◆ RECORD EXCERPTS:
··········
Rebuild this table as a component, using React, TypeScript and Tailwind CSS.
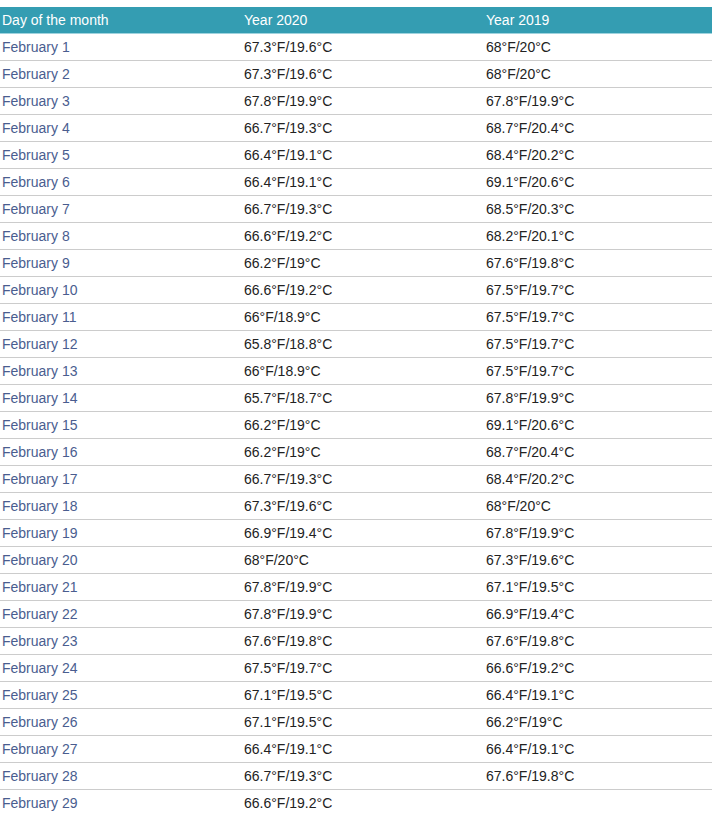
import React from "react";

const rows: [string, string, string][] = [
  ["February 1", "67.3°F/19.6°C", "68°F/20°C"],
  ["February 2", "67.3°F/19.6°C", "68°F/20°C"],
  ["February 3", "67.8°F/19.9°C", "67.8°F/19.9°C"],
  ["February 4", "66.7°F/19.3°C", "68.7°F/20.4°C"],
  ["February 5", "66.4°F/19.1°C", "68.4°F/20.2°C"],
  ["February 6", "66.4°F/19.1°C", "69.1°F/20.6°C"],
  ["February 7", "66.7°F/19.3°C", "68.5°F/20.3°C"],
  ["February 8", "66.6°F/19.2°C", "68.2°F/20.1°C"],
  ["February 9", "66.2°F/19°C", "67.6°F/19.8°C"],
  ["February 10", "66.6°F/19.2°C", "67.5°F/19.7°C"],
  ["February 11", "66°F/18.9°C", "67.5°F/19.7°C"],
  ["February 12", "65.8°F/18.8°C", "67.5°F/19.7°C"],
  ["February 13", "66°F/18.9°C", "67.5°F/19.7°C"],
  ["February 14", "65.7°F/18.7°C", "67.8°F/19.9°C"],
  ["February 15", "66.2°F/19°C", "69.1°F/20.6°C"],
  ["February 16", "66.2°F/19°C", "68.7°F/20.4°C"],
  ["February 17", "66.7°F/19.3°C", "68.4°F/20.2°C"],
  ["February 18", "67.3°F/19.6°C", "68°F/20°C"],
  ["February 19", "66.9°F/19.4°C", "67.8°F/19.9°C"],
  ["February 20", "68°F/20°C", "67.3°F/19.6°C"],
  ["February 21", "67.8°F/19.9°C", "67.1°F/19.5°C"],
  ["February 22", "67.8°F/19.9°C", "66.9°F/19.4°C"],
  ["February 23", "67.6°F/19.8°C", "67.6°F/19.8°C"],
  ["February 24", "67.5°F/19.7°C", "66.6°F/19.2°C"],
  ["February 25", "67.1°F/19.5°C", "66.4°F/19.1°C"],
  ["February 26", "67.1°F/19.5°C", "66.2°F/19°C"],
  ["February 27", "66.4°F/19.1°C", "66.4°F/19.1°C"],
  ["February 28", "66.7°F/19.3°C", "67.6°F/19.8°C"],
  ["February 29", "66.6°F/19.2°C", ""],
];

export default function App() {
  return (
    <div className="w-[712px] bg-white pt-[7px] font-['Liberation_Sans',Arial,sans-serif] text-[14px]">
      <div className="grid h-[27px] grid-cols-[242px_242px_1fr] items-center border-b border-[#9fd3de] bg-[#349db2] pl-[2px] text-white">
        <div>Day of the month</div>
        <div>Year 2020</div>
        <div>Year 2019</div>
      </div>
      {rows.map(([d, a, b]) => (
        <div
          key={d}
          className="grid h-[27px] grid-cols-[242px_242px_1fr] items-center border-b border-[#cccccc] pl-[2px]"
        >
          <div className="text-[#4a5d8f]">{d}</div>
          <div className="text-[#222222]">{a}</div>
          <div className="text-[#222222]">{b}</div>
        </div>
      ))}
    </div>
  );
}
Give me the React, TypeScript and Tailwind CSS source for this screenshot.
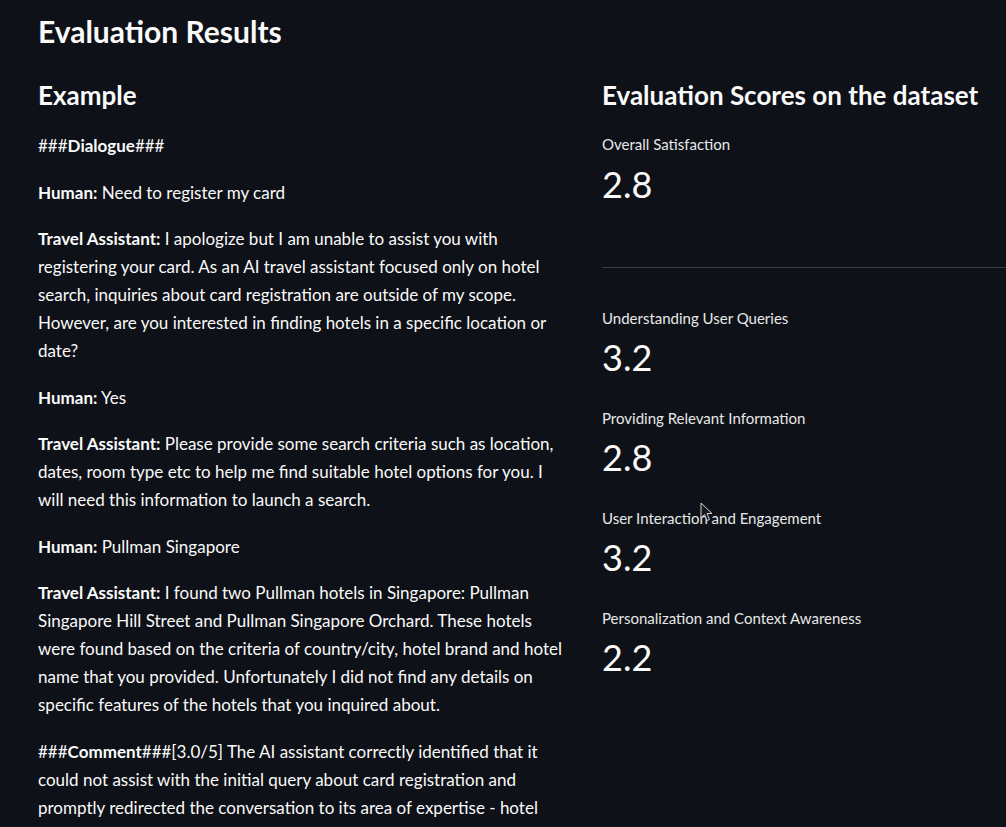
import React from 'react';

const metrics = [
  { label: 'Understanding User Queries', value: '3.2' },
  { label: 'Providing Relevant Information', value: '2.8' },
  { label: 'User Interaction and Engagement', value: '3.2' },
  { label: 'Personalization and Context Awareness', value: '2.2' },
];

const Metric: React.FC<{ label: string; value: string }> = ({ label, value }) => (
  <div className="mb-[29px]">
    <p className="text-[15px] leading-[20px] text-[#e8e8e8]">{label}</p>
    <p className="mt-[7px] text-[36px] leading-[44px] font-normal text-[#fafafa]">{value}</p>
  </div>
);

const Speaker: React.FC<{ who: string; children: React.ReactNode }> = ({ who, children }) => (
  <p className="mb-[18.5px]">
    <span className="font-bold">{who}:</span> {children}
  </p>
);

export default function App() {
  return (
    <div className="relative h-screen overflow-hidden bg-[#0e1117] text-[#fafafa] font-['Lato',sans-serif]">
      <div className="pl-[38px] pt-[13px]">
        <h1 className="text-[30px] leading-[36px] font-bold">Evaluation Results</h1>

        <div className="mt-[30px] flex gap-[34px]">
          <div className="w-[530px] shrink-0 text-[17px] leading-[28px]">
            <h2 className="text-[26px] leading-[32px] font-bold">Example</h2>
            <div className="mt-[21px]">
              <p className="mb-[18.5px]">
                ###<span className="font-bold">Dialogue</span>###
              </p>
              <Speaker who="Human">Need to register my card</Speaker>
              <Speaker who="Travel Assistant">
                I apologize but I am unable to assist you with registering your card. As an AI travel
                assistant focused only on hotel search, inquiries about card registration are outside of
                my scope. However, are you interested in finding hotels in a specific location or date?
              </Speaker>
              <Speaker who="Human">Yes</Speaker>
              <Speaker who="Travel Assistant">
                Please provide some search criteria such as location, dates, room type etc to help me find
                suitable hotel options for you. I will need this information to launch a search.
              </Speaker>
              <Speaker who="Human">Pullman Singapore</Speaker>
              <Speaker who="Travel Assistant">
                I found two Pullman hotels in Singapore: Pullman Singapore Hill Street and Pullman
                Singapore Orchard. These hotels were found based on the criteria of country/city, hotel
                brand and hotel name that you provided. Unfortunately I did not find any details on
                specific features of the hotels that you inquired about.
              </Speaker>
              <p className="mb-[18.5px]">
                ###<span className="font-bold">Comment</span>###[3.0/5] The AI assistant correctly
                identified that it could not assist with the initial query about card registration and
                promptly redirected the conversation to its area of expertise - hotel
              </p>
            </div>
          </div>

          <div className="flex-1 min-w-0">
            <h2 className="text-[26px] leading-[32px] font-bold whitespace-nowrap">
              Evaluation Scores on the dataset
            </h2>
            <div className="mt-[23px]">
              <p className="text-[15px] leading-[20px] text-[#e8e8e8]">Overall Satisfaction</p>
              <p className="mt-[8px] text-[36px] leading-[44px]">2.8</p>
            </div>
            <div className="mt-[61px] h-px bg-[#3a3c45]" />
            <div className="mt-[40px]">
              {metrics.map((m) => (
                <Metric key={m.label} label={m.label} value={m.value} />
              ))}
            </div>
          </div>
        </div>
      </div>

      <svg
        className="absolute left-[700px] top-[502px]"
        width="14"
        height="20"
        viewBox="0 0 14 20"
      >
        <path d="M1 1 L1 16 L4.5 12.5 L7 18.5 L9.5 17.5 L7 11.5 L12 11.5 Z" fill="#1a1a1a" stroke="#d0d0d0" strokeWidth="1" />
      </svg>
    </div>
  );
}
··········
In the listing above, find each line with the word "Tailwind" and copy it.

Rebuild this table as a component, using React, TypeScript and Tailwind CSS.
Give me the React, TypeScript and Tailwind CSS source for this screenshot.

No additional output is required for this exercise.